When Mehmet II, known as Fatih (the Conqueror), came to power in 1451 as a young man, he needed an impressive military victory to solidify his dominance of the powerful noble class. As the Ottomans controlled all of Anatolia and most of the Balkans by this time, it was obvious that the great city should be theirs. Mehmet decided it should be sooner rather than later.
The story of the Conquest is thrilling, full of bold strokes and daring exploits, heroism, treachery and intrigue. Mehmet started with the two great fortresses on the Bosphorus. Rumeli Hisarı, the larger one, was built in an incredibly short four months on the European side. Anadolu Hisarı, the smaller one on the Asian side built half a century earlier by Yıldırım Beyazıt, was repaired and brought to readiness. Together they controlled the strait’s narrowest point.
The Byzantines had closed the mouth of the Golden Horn with a heavy chain to prevent Ottoman boats from sailing in and attacking the city walls on the northern side. In another bold stroke, Mehmet marshalled his boats at a cove (now covered by Dolma-bahce Palace) and had them transported overland on rollers and slides, by night, up the valley (where the Hilton hotel now stands) and down the other side into the Golden Horn at Kasımpaşa. He caught the Byzantine defenders completely by surprise and soon had the Golden Horn under control.

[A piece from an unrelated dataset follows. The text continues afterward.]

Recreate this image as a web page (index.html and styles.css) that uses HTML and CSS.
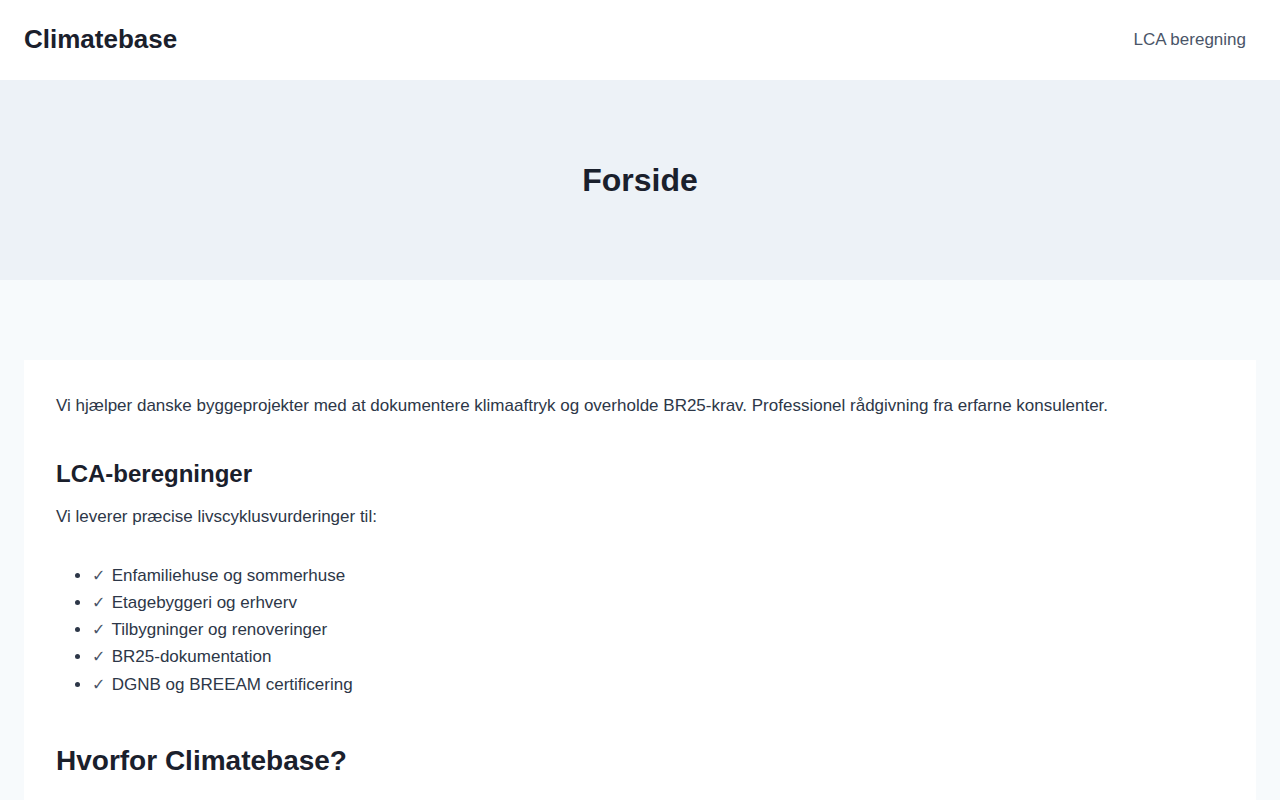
FILE: index.html
```html
<!DOCTYPE html>
<html lang="da">
<head>
<meta charset="utf-8">
<title>Climatebase</title>
<link rel="stylesheet" href="styles.css">
</head>
<body>
<header class="site-header">
  <a class="logo" href="#">Climatebase</a>
  <nav class="nav"><a href="#">LCA beregning</a></nav>
</header>
<section class="hero">
  <h1>Forside</h1>
</section>
<main class="main">
  <article class="card">
    <p class="intro">Vi hjælper danske byggeprojekter med at dokumentere klimaaftryk og overholde BR25-krav. Professionel rådgivning fra erfarne konsulenter.</p>
    <h2>LCA-beregninger</h2>
    <p>Vi leverer præcise livscyklusvurderinger til:</p>
    <ul class="list">
      <li><span class="check">✓</span> Enfamiliehuse og sommerhuse</li>
      <li><span class="check">✓</span> Etagebyggeri og erhverv</li>
      <li><span class="check">✓</span> Tilbygninger og renoveringer</li>
      <li><span class="check">✓</span> BR25-dokumentation</li>
      <li><span class="check">✓</span> DGNB og BREEAM certificering</li>
    </ul>
    <h2 class="big">Hvorfor Climatebase?</h2>
  </article>
</main>
</body>
</html>
```
FILE: styles.css
```css
* { box-sizing: border-box; }
html, body { margin: 0; padding: 0; }
body {
  font-family: "Liberation Sans", Arial, "DejaVu Sans", sans-serif;
  background: #f7fafc;
  color: #2d3748;
  font-size: 17px;
  line-height: 1.6;
}
a { text-decoration: none; }
.site-header {
  height: 80px;
  background: #ffffff;
  display: flex;
  align-items: center;
  justify-content: space-between;
  padding: 0 34px 0 24px;
}
.logo {
  font-size: 26px;
  font-weight: 700;
  color: #1a202c;
}
.nav a {
  color: #4a5568;
  font-size: 17px;
}
.hero {
  height: 200px;
  background: #edf2f7;
  display: flex;
  align-items: center;
  justify-content: center;
}
.hero h1 {
  margin: 0;
  font-size: 32px;
  line-height: 1.2;
  color: #1a202c;
  font-weight: 700;
}
.main {
  padding: 80px 24px 0;
}
.card {
  background: #ffffff;
  padding: 32px 32px 40px;
}
.card p { margin: 0; }
.card h2 {
  margin: 39px 0 14px;
  font-size: 24px;
  line-height: 1.3;
  color: #1a202c;
}
.card h2.big {
  font-size: 28px;
  margin-top: 45px;
}
.list {
  margin: 31px 0 0;
  padding-left: 36px;
}
.list li { line-height: 27.3px; }
.check {
  font-family: "DejaVu Sans", sans-serif;
  font-weight: 400;
  display: inline-block;
  width: 15px;
  font-size: 16px;
  color: #4a5568;
}
```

The last great obstacle was the mighty bastion of land walls on the western side. No matter how heavily Mehmet’s cannons battered them by day, the Byzantines would rebuild them by night and, come daybreak, the impetuous young sultan would find himself back where he’d started. Then he received a proposal from a Hungarian cannon founder called Urban who had come to offer his services to the Byzantine emperor for the defence of Christendom against the infidels. Finding that the emperor had no money, he went to Mehmet and offered to make the most enormous cannon ever. Mehmet, who had lots of money, accepted the offer, and the cannon was cast and tested in Edirne.
The first shot, which terrified hundreds of peasants, sent a huge ball 1.5 km, where it buried itself 2 m below ground. The jubilant sultan had his new toy transported to the front lines and started firing. A special crew worked for hours to ready it for each shot, for every firing wrecked the mount, and the gun had to be cooled with buckets of water.
Despite the inevitability of the conquest, the emperor refused surrender terms offered by Mehmet on 23 May 1453, preferring to wait in hope that Christendom would come and save him. On 28 May the final attack began, and by the evening of the 29th Mehmet’s troops were in control of every quarter. The emperor, Constantine XI Drapases, died in battle, fighting on the walls Mehmet’s triumphant entry into the world’s greatest city on the evening of 29 May is commemorated every year in İstanbul. Those parts of the city which did not resist his troops were spared, and their churches guaranteed. Those that resisted were sacked for the customary three days and their churches turned into mosques. As for Sancta Sophia, the greatest church in Christendom (St Peter’s in Rome, though larger, was not begun until 1506), it was converted immediately into a mosque.